PALM BEACH, Fla.—The ballroom at Mar-a-Lago is white and gold—it is called, in fact, the White and Gold Ballroom. Gilded columns topped with gilded arches line the sides of the room; the ceiling is embossed with a gilded pattern of seashells and vines. This is Donald Trump's home away from home, the estate-turned-private-club where he chose to celebrate the biggest night so far of his improbable presidential campaign.
The room was too small for the dozens of reporters who crammed into it on Tuesday night, jostling behind cameras and squeezing into stiff-backed gold-painted chairs.

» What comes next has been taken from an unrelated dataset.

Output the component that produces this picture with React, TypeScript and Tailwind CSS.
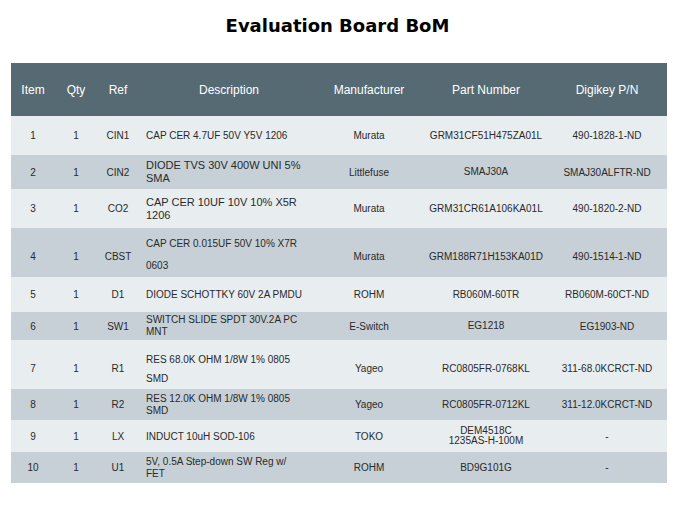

And that was before a contingent of flamboyantly dressed, aggressively tanned older people filed in—members of the club, there to support their friend Trump.
The governor of New Jersey, Chris Christie, who once hoped to be president himself, introduced Trump. “Tonight, Donald Trump is the clear winner on Super Tuesday,” he said. “But the win is for our country.” Trump had, at that point, already won Alabama, Georgia, Massachusetts, Tennessee, and Virginia; he would go on to win Arkansas, while Ted Cruz won Oklahoma, Texas, and Alaska. It was time, Christie said, for the Republican Party to come together.
Outside the room, that was not, to put it mildly, what was happening. The GOP had spent the past week in a paroxysm of abject terror. A sitting senator and many others declared they would not vote for Trump if he was the nominee; hundreds signaled their agreement in tweets and emails and articles. After Trump, in a Sunday interview, repeatedly declined to reject the support of David Duke and the Ku Klux Klan, the clamor intensified. The speaker of the House and the Senate majority leader publicly decried such flirtations with “bigotry.”